De longe a atração brasileira mais conhecida participando do SXSW, as meninas de Araguaína, encantaram com a delicadeza de suas vozes e melodias se apresentando no mesmo altar em que Billie Eilish se apresentou na edição de 2018 do Festival. A acústica e grandiosidade da Igreja só emprestou à apresentação um pouco mais daquela solenidade que faz um salão inteiro ficar em silêncio pra ouvir o sussurro de alguém. No público, muitos brasileiros, a julgar pela reação aos bem humorados comentários em português das artistas, sempre muito simpáticas e se mostrando maravilhadas com a experiência toda. Por outro lado, este é outro daqueles casos em que a música transcende e língua então acho que o público não-falante de português também levou uma sensação bem boa dali.

Já era mais de 23h quando saímos da Igreja, um tanto cansados, não só pelo dia de atividades mas pela semana toda e um pouco mais. A exaustão vai chegando devagarinho e se acumulando um pouco mais a cada dia e de repente você começa a pensar em coisas simples, como cama, banho, janta, com um carinho bem especial. Mas rendição é uma palavra que não existe no nosso vocabulário e precisávamos terminar a cobertura musical em grande estilo. Depois de uma parada estratégica na base de operações colocamos o pé na rua de volta em direção à mesma boa e velha East Austin, agora sem sol escaldante da cabeça mas com um belo de um vento gelado lambendo nossos rostos.

Nosso objetivo era conferir um show que eu já queria ver há um bom tempo, o da Surfbort, banda punk de Nova York mas também meio que baseada em Los Angeles, com uma vocalista das mais carismáticas e um show que é pé no acelerador o tempo todo.

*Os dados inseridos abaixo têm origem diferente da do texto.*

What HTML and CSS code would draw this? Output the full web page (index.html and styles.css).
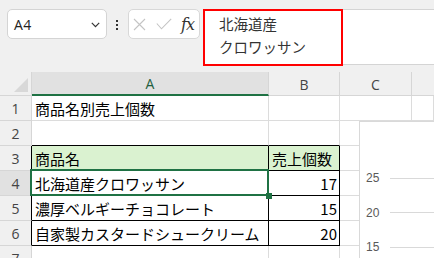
FILE: index.html
```html
<!DOCTYPE html>
<html lang="ja">
<head>
<meta charset="utf-8">
<link rel="stylesheet" href="styles.css">
</head>
<body>
<div class="topbar">
  <div class="namebox">
    <span class="ref">A4</span>
    <svg class="chev" width="9" height="6" viewBox="0 0 9 6"><path d="M0.8 0.8 L4.5 4.6 L8.2 0.8" fill="none" stroke="#333" stroke-width="1.2"/></svg>
  </div>
  <div class="dots"><i></i><i></i><i></i></div>
  <div class="fxbox">
    <svg class="ico" width="13" height="13" viewBox="0 0 13 13"><path d="M1 1 L12 12 M12 1 L1 12" stroke="#c4c4c4" stroke-width="1.1" fill="none"/></svg>
    <svg class="ico" width="16" height="12" viewBox="0 0 16 12"><path d="M0.8 5.5 L5.5 10.8 L15.2 0.8" stroke="#c4c4c4" stroke-width="1.1" fill="none"/></svg>
    <span class="fx">fx</span>
  </div>
  <div class="formula">
    <div class="ftext">北海道産<br>クロワッサン</div>
    <div class="hl"></div>
  </div>
</div>
<div class="sheet">
  <div class="grid">
    <div class="h corner"><svg width="31" height="23" viewBox="0 0 31 23"><polygon points="28,6 28,20 14,20" fill="#d8d8d8"/></svg></div>
    <div class="h col sel-col">A</div>
    <div class="h col">B</div>
    <div class="h col">C</div>
    <div class="h col last"></div>

    <div class="h rn">1</div>
    <div class="c">商品名別売上個数</div>
    <div class="c"></div>
    <div class="c"></div>
    <div class="c"></div>

    <div class="h rn">2</div>
    <div class="c bb"></div>
    <div class="c bb"></div>
    <div class="c"></div>
    <div class="c"></div>

    <div class="h rn br">3</div>
    <div class="c tb head">商品名</div>
    <div class="c tb head">売上個数</div>
    <div class="c"></div>
    <div class="c"></div>

    <div class="h rn br sel-row">4</div>
    <div class="c tb">北海道産クロワッサン</div>
    <div class="c tb num">17</div>
    <div class="c"></div>
    <div class="c"></div>

    <div class="h rn br">5</div>
    <div class="c tb">濃厚ベルギーチョコレート</div>
    <div class="c tb num">15</div>
    <div class="c"></div>
    <div class="c"></div>

    <div class="h rn br">6</div>
    <div class="c tb">自家製カスタードシュークリーム</div>
    <div class="c tb num">20</div>
    <div class="c"></div>
    <div class="c"></div>

    <div class="h rn">7</div>
    <div class="c"></div>
    <div class="c"></div>
    <div class="c"></div>
    <div class="c"></div>
  </div>
  <div class="selection"><span class="handle"></span></div>
  <div class="chart">
    <div class="axis"><span class="lbl">25</span><span class="gl"></span></div>
    <div class="axis"><span class="lbl">20</span><span class="gl"></span></div>
    <div class="axis"><span class="lbl">15</span><span class="gl"></span></div>
  </div>
</div>
</body>
</html>
```
FILE: styles.css
```css
* { box-sizing: border-box; }
html, body {
  margin: 0;
  padding: 0;
  width: 434px;
  height: 258px;
  overflow: hidden;
  background: #f0f0f0;
}
body {
  font-family: "Noto Sans CJK JP", "Noto Sans", sans-serif;
}
.topbar {
  height: 72px;
  display: flex;
  align-items: flex-start;
  padding: 9px 0 0 7px;
}
.namebox {
  width: 100px;
  height: 30px;
  background: #fff;
  border: 1px solid #d4d4d4;
  border-radius: 5px;
  display: flex;
  align-items: center;
  justify-content: space-between;
  padding: 0 6px 0 6px;
}
.ref {
  font-family: "Open Sans", "Noto Sans", sans-serif;
  font-size: 14px;
  color: #222;
  letter-spacing: 0.3px;
}
.chev { margin-top: 1px; }
.dots {
  margin-left: 9px;
  margin-top: 11px;
  display: flex;
  flex-direction: column;
  gap: 2px;
}
.dots i {
  display: block;
  width: 2px;
  height: 2px;
  background: #333;
}
.fxbox {
  margin-left: 10px;
  width: 72px;
  height: 30px;
  background: #fff;
  border: 1px solid #d8d8d8;
  border-radius: 5px;
  display: flex;
  align-items: center;
  padding-left: 4px;
  gap: 10px;
}
.fx {
  font-family: "DejaVu Serif", "Liberation Serif", serif;
  font-style: italic;
  font-size: 16px;
  color: #333;
  margin-left: -1px;
  letter-spacing: -1px;
}
.formula {
  position: relative;
  margin-left: 3px;
  flex: 1;
  height: 56px;
  background: #fff;
  border-top: 1px solid #d4d4d4;
  border-bottom: 1px solid #d4d4d4;
}
.ftext {
  padding: 2px 0 0 16px;
  font-size: 14.5px;
  line-height: 23px;
  color: #333;
}
.hl {
  position: absolute;
  left: 0;
  top: -1px;
  width: 140px;
  height: 57px;
  border: 2px solid #ff0000;
}
.sheet {
  position: relative;
  background: #fff;
  height: 186px;
}
.grid {
  display: grid;
  grid-template-columns: 32px 237px 71px 72px 1fr;
  grid-template-rows: 24px repeat(7, 25px);
}
.h {
  background: #f0f0f0;
  border-right: 1px solid #d6d6d6;
  border-bottom: 1px solid #d6d6d6;
  font-family: "Open Sans", "Noto Sans", sans-serif;
  font-size: 14px;
  color: #444;
  display: flex;
  align-items: center;
  justify-content: center;
}
.corner { align-items: flex-end; justify-content: flex-start; }
.col { padding-top: 1px; }
.col.last { border-right: none; }
.sel-col {
  background: #e1e1e1;
  border-bottom: 2px solid #1f7244;
  color: #1f6040;
}
.rn { background: #f0f0f0; padding-top: 1px; }
.sel-row { background: #e1e1e1; }
.br { border-right-color: #000; }
.c {
  border-right: 1px solid #dcdcdc;
  border-bottom: 1px solid #dcdcdc;
  font-size: 15px;
  color: #000;
  display: flex;
  align-items: center;
  padding: 0 3px 0 3px;
  white-space: nowrap;
}
.bb { border-bottom-color: #000; }
.tb { border-right-color: #000; border-bottom-color: #000; }
.head { background: #daf2d0; }
.num { justify-content: flex-end; padding-right: 2px; }
.selection {
  position: absolute;
  left: 30px;
  top: 97px;
  width: 239px;
  height: 27px;
  border: 2px solid #1f7244;
}
.handle {
  position: absolute;
  right: -5px;
  bottom: -5px;
  width: 6px;
  height: 6px;
  background: #1f7244;
}
.chart {
  position: absolute;
  left: 359px;
  top: 49px;
  right: 0;
  bottom: 0;
  background: #fff;
  border-left: 1px solid #d9d9d9;
  border-top: 1px solid #d9d9d9;
  padding-top: 39px;
  display: flex;
  flex-direction: column;
}
.axis {
  height: 34.5px;
  display: flex;
  align-items: center;
  flex-shrink: 0;
}
.lbl {
  width: 30px;
  padding-left: 6px;
  font-family: "Liberation Sans", Arial, sans-serif;
  font-size: 12px;
  color: #595959;
}
.gl {
  flex: 1;
  height: 1px;
  background: #d9d9d9;
}
```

Chegamos no bar chamado Hotel Vegas (que, por sinal se tornou outro dos meus locais favoritos daqui), mais precisamente no palco ao ar livre, o Hotel Vegas Patio, e o show já estava começando.

A apreciação do show dessa vez foi um pouco diferente porque nosso arranjo tradicional não funcionaria. Geralmente meu irmão e parceiro Rafael Beck se posiciona no pit em frente ao palco armado de seu infalível harness de couro com duas poderosas Nikon penduradas, e eu só acho um lugar confortável, se possível, pra curtir o show e faço algumas fotos na posição de fotógrafo secundário. Dessa vez, no entanto, por conta da minha vontade de conferir de perto esse show e da minha vantagem em estatura, enrolei a alça da câmera na mão e entrei na roda punk, enquanto o Rafa pôde curtir de uma distância segura. O quê dizer? Divertido não descreve completamente. Foi catártico, um momento dionisíaco de curtição pura e ao mesmo tempo de trabalho extremamente proveitoso.

Tomei banho de cerveja e em um dado momento um cara passou voando por cima de mim, mas fiz umas fotos bem legais, deixando o dedo solto e disparando com o flash direto na galera do mosh pit e mesmo bem na cara da vocalista Dani Miller (até porque nesse show as regras da boa etiqueta fotográfica podiam ser dobradas ou mesmo quebradas). Ainda trocamos uma ideia depois do show com essa frontwoman que não só tem uma presença de palco única mas também uma voz surpreendentemente aveludada para quem canta o tipo de música que ela canta. Definitivamente um baita encerramento para a nossa cobertura musical.

Em breve um texto resumindo toda a nossa experiência por aqui e possivelmente mais alguns escritos aprofundando algumas coisas legais que pudemos apreciar. Até!